YOUR TASK: Restate the material word for word and leave out anything that is a picture.

DATASET CONTENT:
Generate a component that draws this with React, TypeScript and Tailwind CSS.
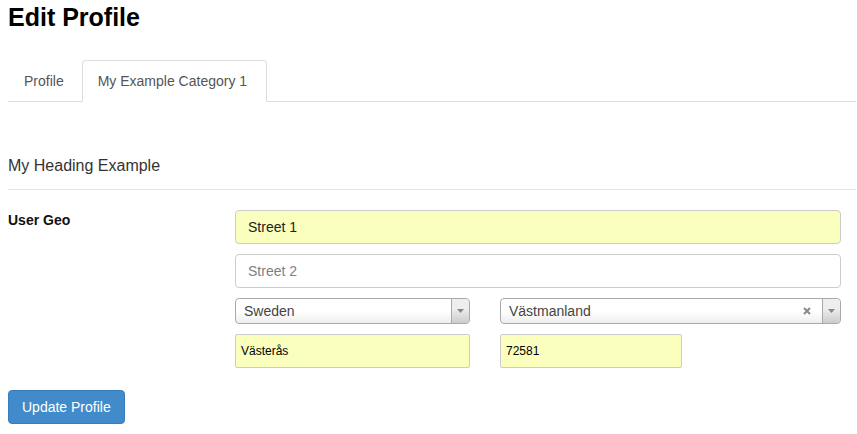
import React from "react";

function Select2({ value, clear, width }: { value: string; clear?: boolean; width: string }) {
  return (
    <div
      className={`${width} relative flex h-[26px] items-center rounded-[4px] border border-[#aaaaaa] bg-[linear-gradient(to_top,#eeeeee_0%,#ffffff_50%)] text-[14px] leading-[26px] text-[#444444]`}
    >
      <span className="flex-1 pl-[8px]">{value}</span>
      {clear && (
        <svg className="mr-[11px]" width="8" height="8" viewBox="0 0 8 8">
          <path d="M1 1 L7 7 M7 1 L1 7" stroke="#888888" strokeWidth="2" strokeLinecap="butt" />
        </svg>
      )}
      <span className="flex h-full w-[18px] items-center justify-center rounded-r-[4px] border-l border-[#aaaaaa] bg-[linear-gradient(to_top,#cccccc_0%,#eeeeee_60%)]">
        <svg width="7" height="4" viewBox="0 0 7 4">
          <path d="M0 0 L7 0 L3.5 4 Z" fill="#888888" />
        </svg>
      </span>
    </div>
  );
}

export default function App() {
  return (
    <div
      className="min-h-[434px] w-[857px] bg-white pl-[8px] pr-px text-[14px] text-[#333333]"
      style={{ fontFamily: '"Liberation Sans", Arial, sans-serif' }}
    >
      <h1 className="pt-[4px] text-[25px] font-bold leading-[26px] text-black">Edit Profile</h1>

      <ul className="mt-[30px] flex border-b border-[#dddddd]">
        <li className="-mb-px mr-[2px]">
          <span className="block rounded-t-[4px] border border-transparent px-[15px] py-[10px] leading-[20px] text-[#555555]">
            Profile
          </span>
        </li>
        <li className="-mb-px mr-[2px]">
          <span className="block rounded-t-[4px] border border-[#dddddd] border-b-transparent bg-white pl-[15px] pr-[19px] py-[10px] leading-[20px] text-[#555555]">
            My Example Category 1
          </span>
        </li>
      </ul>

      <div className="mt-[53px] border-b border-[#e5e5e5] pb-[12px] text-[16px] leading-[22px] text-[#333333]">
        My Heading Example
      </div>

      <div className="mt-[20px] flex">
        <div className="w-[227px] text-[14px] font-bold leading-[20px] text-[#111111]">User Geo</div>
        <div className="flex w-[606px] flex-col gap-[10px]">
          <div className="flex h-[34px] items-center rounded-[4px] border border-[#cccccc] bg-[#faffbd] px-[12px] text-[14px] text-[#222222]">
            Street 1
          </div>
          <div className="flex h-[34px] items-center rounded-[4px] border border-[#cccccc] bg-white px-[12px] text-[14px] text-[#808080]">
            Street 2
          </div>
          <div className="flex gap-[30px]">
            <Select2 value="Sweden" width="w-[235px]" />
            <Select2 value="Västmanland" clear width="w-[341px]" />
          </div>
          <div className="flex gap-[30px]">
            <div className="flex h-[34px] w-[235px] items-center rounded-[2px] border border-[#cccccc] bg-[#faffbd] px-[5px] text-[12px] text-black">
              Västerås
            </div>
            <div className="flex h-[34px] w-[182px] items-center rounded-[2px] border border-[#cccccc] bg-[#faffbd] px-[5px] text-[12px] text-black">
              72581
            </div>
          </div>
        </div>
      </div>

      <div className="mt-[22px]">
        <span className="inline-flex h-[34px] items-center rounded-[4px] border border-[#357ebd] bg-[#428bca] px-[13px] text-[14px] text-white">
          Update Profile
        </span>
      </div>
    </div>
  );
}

SOLUTION TO THE PROBLEM:
Generate a component that draws this with React, TypeScript and Tailwind CSS.
import React from "react";

function Select2({ value, clear, width }: { value: string; clear?: boolean; width: string }) {
  return (
    <div
      className={`${width} relative flex h-[26px] items-center rounded-[4px] border border-[#aaaaaa] bg-[linear-gradient(to_top,#eeeeee_0%,#ffffff_50%)] text-[14px] leading-[26px] text-[#444444]`}
    >
      <span className="flex-1 pl-[8px]">{value}</span>
      {clear && (
        <svg className="mr-[11px]" width="8" height="8" viewBox="0 0 8 8">
          <path d="M1 1 L7 7 M7 1 L1 7" stroke="#888888" strokeWidth="2" strokeLinecap="butt" />
        </svg>
      )}
      <span className="flex h-full w-[18px] items-center justify-center rounded-r-[4px] border-l border-[#aaaaaa] bg-[linear-gradient(to_top,#cccccc_0%,#eeeeee_60%)]">
        <svg width="7" height="4" viewBox="0 0 7 4">
          <path d="M0 0 L7 0 L3.5 4 Z" fill="#888888" />
        </svg>
      </span>
    </div>
  );
}

export default function App() {
  return (
    <div
      className="min-h-[434px] w-[857px] bg-white pl-[8px] pr-px text-[14px] text-[#333333]"
      style={{ fontFamily: '"Liberation Sans", Arial, sans-serif' }}
    >
      <h1 className="pt-[4px] text-[25px] font-bold leading-[26px] text-black">Edit Profile</h1>

      <ul className="mt-[30px] flex border-b border-[#dddddd]">
        <li className="-mb-px mr-[2px]">
          <span className="block rounded-t-[4px] border border-transparent px-[15px] py-[10px] leading-[20px] text-[#555555]">
            Profile
          </span>
        </li>
        <li className="-mb-px mr-[2px]">
          <span className="block rounded-t-[4px] border border-[#dddddd] border-b-transparent bg-white pl-[15px] pr-[19px] py-[10px] leading-[20px] text-[#555555]">
            My Example Category 1
          </span>
        </li>
      </ul>

      <div className="mt-[53px] border-b border-[#e5e5e5] pb-[12px] text-[16px] leading-[22px] text-[#333333]">
        My Heading Example
      </div>

      <div className="mt-[20px] flex">
        <div className="w-[227px] text-[14px] font-bold leading-[20px] text-[#111111]">User Geo</div>
        <div className="flex w-[606px] flex-col gap-[10px]">
          <div className="flex h-[34px] items-center rounded-[4px] border border-[#cccccc] bg-[#faffbd] px-[12px] text-[14px] text-[#222222]">
            Street 1
          </div>
          <div className="flex h-[34px] items-center rounded-[4px] border border-[#cccccc] bg-white px-[12px] text-[14px] text-[#808080]">
            Street 2
          </div>
          <div className="flex gap-[30px]">
            <Select2 value="Sweden" width="w-[235px]" />
            <Select2 value="Västmanland" clear width="w-[341px]" />
          </div>
          <div className="flex gap-[30px]">
            <div className="flex h-[34px] w-[235px] items-center rounded-[2px] border border-[#cccccc] bg-[#faffbd] px-[5px] text-[12px] text-black">
              Västerås
            </div>
            <div className="flex h-[34px] w-[182px] items-center rounded-[2px] border border-[#cccccc] bg-[#faffbd] px-[5px] text-[12px] text-black">
              72581
            </div>
          </div>
        </div>
      </div>

      <div className="mt-[22px]">
        <span className="inline-flex h-[34px] items-center rounded-[4px] border border-[#357ebd] bg-[#428bca] px-[13px] text-[14px] text-white">
          Update Profile
        </span>
      </div>
    </div>
  );
}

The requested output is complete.